The assertion of claims for defects by the commercial customer presupposes that he has properly fulfilled his obligations to inspect the goods and give notice of defects in accordance with § 377 HGB (German Commercial Code).
EHRLE may refuse to remedy defects as long as the customer has not fulfilled all payment obligations with the exception of an amount corresponding to the reduction in the price of the defective goods. In this case, the Client shall only be obliged to make advance payment if EHRLE has confirmed liability for defects to the Client in text form within the framework of these GTC.
EHRLE shall be given the opportunity to inspect the notified defect on site.
Claims for defects shall lapse one year after the transfer of risk if the customer is an entrepreneur.
Before the customer can assert further claims or rights (withdrawal, reduction, damages or reimbursement of expenses), EHRLE shall first be given the opportunity to provide subsequent performance within a reasonable period of time. If subsequent performance fails despite at least two attempts at subsequent performance, if EHRLE refuses to provide subsequent performance or if subsequent performance is not possible or unreasonable for the customer, the customer may withdraw from the contract or reduce the remuneration (reduction). For the assertion of claims for damages and reimbursement of expenses, para. 11.
The customer’s warranty claims can no longer be asserted by the customer if the customer has carried out modifications or attempted repairs to the defect himself or has had them carried out by third parties without the prior written consent of EHRLE, unless the customer can prove that these modifications did not make the warranty work on the part of EHRLE more difficult or only made it insignificantly more difficult and that the reported defects are not attributable to these modifications or repairs.
The same shall apply if operating materials, cleaning and care products not approved by EHRLE are used without EHRLE’s written consent. In cases in which the customer raises an unjustified warranty claim and EHRLE incurs costs in examining the claim, the customer shall be liable for these costs if it has acted negligently.
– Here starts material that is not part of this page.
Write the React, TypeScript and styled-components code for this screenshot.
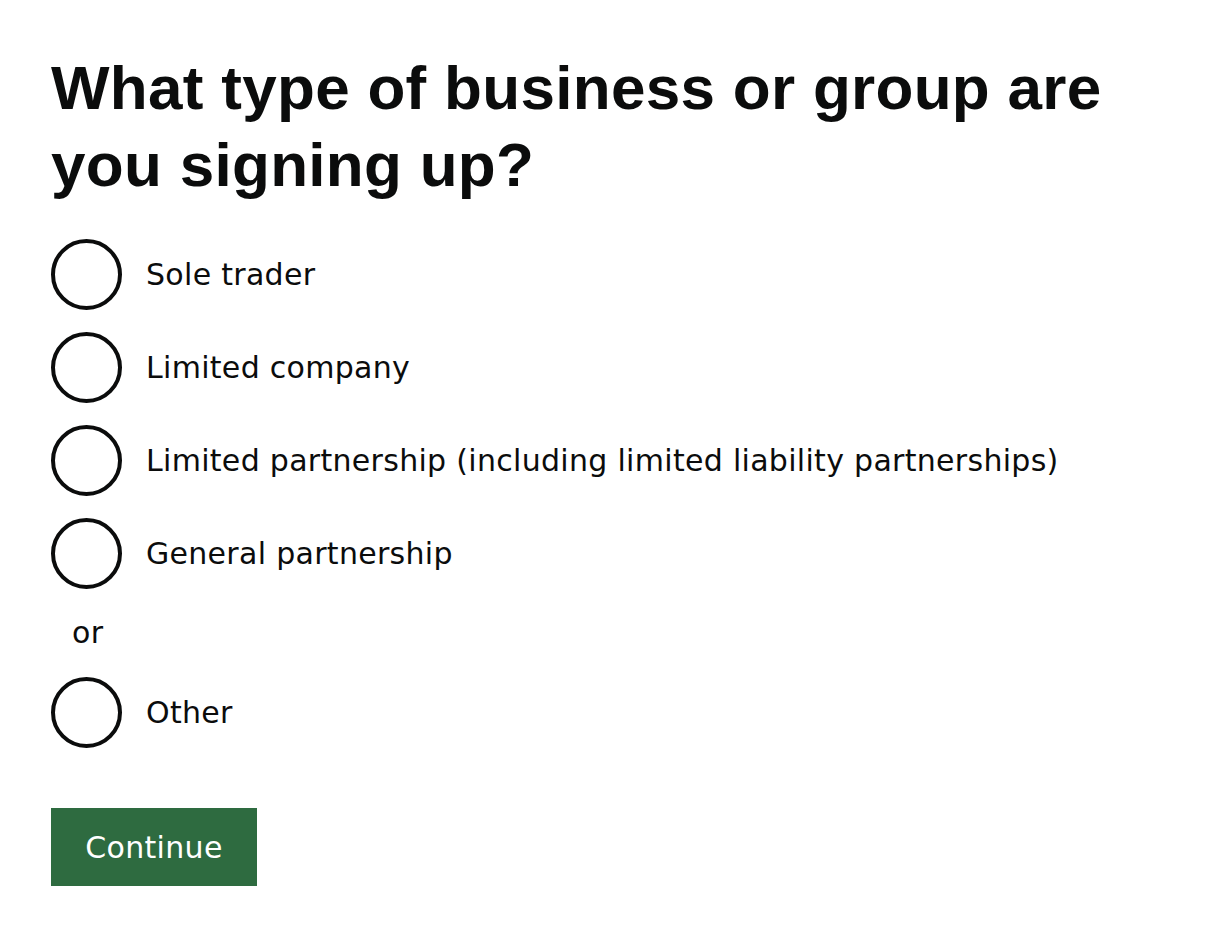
import React from "react";
import styled, { createGlobalStyle } from "styled-components";

const GlobalStyle = createGlobalStyle`
  html, body {
    margin: 0;
    padding: 0;
    background: #ffffff;
  }
  body {
    font-family: "DejaVu Sans", "Liberation Sans", Arial, sans-serif;
    color: #0b0c0c;
  }
`;

const Page = styled.main`
  padding: 49px 0 0 51px;
`;

const Heading = styled.h1`
  margin: 0 0 36px;
  font-family: "Liberation Sans", Arial, sans-serif;
  font-size: 62px;
  line-height: 77px;
  font-weight: 700;
  letter-spacing: 0.3px;
  max-width: 1120px;
`;

const Fieldset = styled.fieldset`
  margin: 0;
  padding: 0;
  border: 0;
  display: flex;
  flex-direction: column;
  gap: 22px;
`;

const RadioItem = styled.label`
  display: flex;
  align-items: center;
  gap: 24px;
  cursor: pointer;
`;

const RadioCircle = styled.span`
  width: 71px;
  height: 71px;
  box-sizing: border-box;
  border: 4px solid #0b0c0c;
  border-radius: 50%;
  flex-shrink: 0;
`;

const Label = styled.span`
  font-size: 30px;
  line-height: 36px;
  letter-spacing: 0.3px;
`;

const Divider = styled.div`
  font-size: 30px;
  line-height: 44px;
  padding-left: 21px;
  letter-spacing: 0.3px;
`;

const Button = styled.button`
  margin-top: 60px;
  width: 206px;
  height: 78px;
  border: 0;
  padding: 0;
  background: #2e6b40;
  box-shadow: 0 4px 0 #1a3a23;
  color: #ffffff;
  font-family: inherit;
  font-size: 30px;
  letter-spacing: 0.3px;
  cursor: pointer;
`;

const options = [
  "Sole trader",
  "Limited company",
  "Limited partnership (including limited liability partnerships)",
  "General partnership",
];

const Radio: React.FC<{ label: string }> = ({ label }) => (
  <RadioItem>
    <RadioCircle />
    <Label>{label}</Label>
  </RadioItem>
);

export default function App() {
  return (
    <>
      <GlobalStyle />
      <Page>
        <Heading>What type of business or group are you signing up?</Heading>
        <Fieldset>
          {options.map(option => (
            <Radio key={option} label={option} />
          ))}
          <Divider>or</Divider>
          <Radio label="Other" />
        </Fieldset>
        <Button>Continue</Button>
      </Page>
    </>
  );
}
EHRLE shall be liable for damages arising from injury to health, life or limb in the event of intent, gross negligence or slight negligence on the part of its legal representatives and/or vicarious agents. EHRLE shall only be liable for other damages arising from contractual or non-contractual breaches of duty in the event of gross negligence and intent on the part of its legal representatives and/or vicarious agents, unless material contractual or cardinal obligations have been breached. In the event of a breach of material contractual obligations or cardinal obligations, EHRLE shall also be liable for slight negligence, but only for damages foreseeable at the time the contract was concluded. This liability shall be limited to the claims covered by EHRLE’s liability insurance. This shall not apply if EHRLE has not taken out adequate liability insurance. EHRLE shall not be liable for information or advice unless these are expressly part of the contract. Information and advice in connection with the execution of an order are not essential contractual obligations for which liability shall be limited to gross negligence and foreseeable damage. Exclusions of liability under these General Terms and Conditions do not apply to claims under the Product Liability Act.
The customer is liable for his specifications and other information on planning and production as well as for the suitability of the installation environment. All additional costs incurred due to incorrect information or an unsuitable installation environment shall be borne by the customer. The customer shall be responsible for the correctness of its details and for the timely provision of all necessary information; in particular, the customer shall be liable for all additional costs arising from a breach of this obligation to cooperate.
If the client refuses a duly ordered product or system or if the client declares verbally or analogously prior to delivery, including by remaining silent in response to a corresponding written request containing a corresponding reference to the legal consequences of this paragraph, that it will not accept it, EHRLE may withdraw from the contract without further warning and demand compensation in lieu of performance. In the event that EHRLE withdraws from the contract at the Client’s instigation, in particular due to default in payment or in the case of clause 3. or any other unjustified rescission of the contract at the Client’s instigation following delivery and the taking back of delivered goods, EHRLE shall be entitled to compensation for damages and expenses as follows:
EHRLE shall be entitled to liquidated damages for non-performance in the amount of 25% of the net order volume. EHRLE shall be reimbursed for expenses incurred as a result of the contract, e.g. outward and return transportation and assembly costs, etc., in the amount incurred in each case. The hourly flat rate per employee shall be EUR 65.00 plus VAT and the flat rate for travel costs shall be EUR 1.10 per km plus VAT. These cost rates shall also apply in the other cases of these General Terms and Conditions, according to which the Client shall bear the costs. EHRLE shall be at liberty to prove and claim higher damages instead of the flat rates for damages, and the client shall also be able to demonstrate and prove that EHRLE has incurred lower damages. If the customer is in default of acceptance, it shall pay the storage costs incurred after a delay of more than 14 days.
The protection of personal data is very important to us. Our data protection practices are therefore in line with the General Data Protection Regulation (GDPR). In this respect, we refer to our privacy policy, available on our homepage at www.ehrle.com.
The place of performance and jurisdiction for deliveries and payments, as well as all disputes arising between the parties, shall be the Seller’s headquarters in 89165 Dietenheim, Germany, insofar as the Buyer is a merchant, a legal entity under public law or a special fund under public law. However, the Seller shall also be entitled to sue the Buyer at its registered office. The relations between the contracting parties shall be governed exclusively by the law of the Federal Republic of Germany to the exclusion of the UN Convention on Contracts for the International Sale of Goods. If the customer is not domiciled in Germany, or moves his domicile out of Germany after conclusion of the contract, or if his domicile or usual place of residence is not known at the time the action is brought, the place of performance and jurisdiction shall be, at EHRLE’s discretion, the registered office of EHRLE or that of the customer.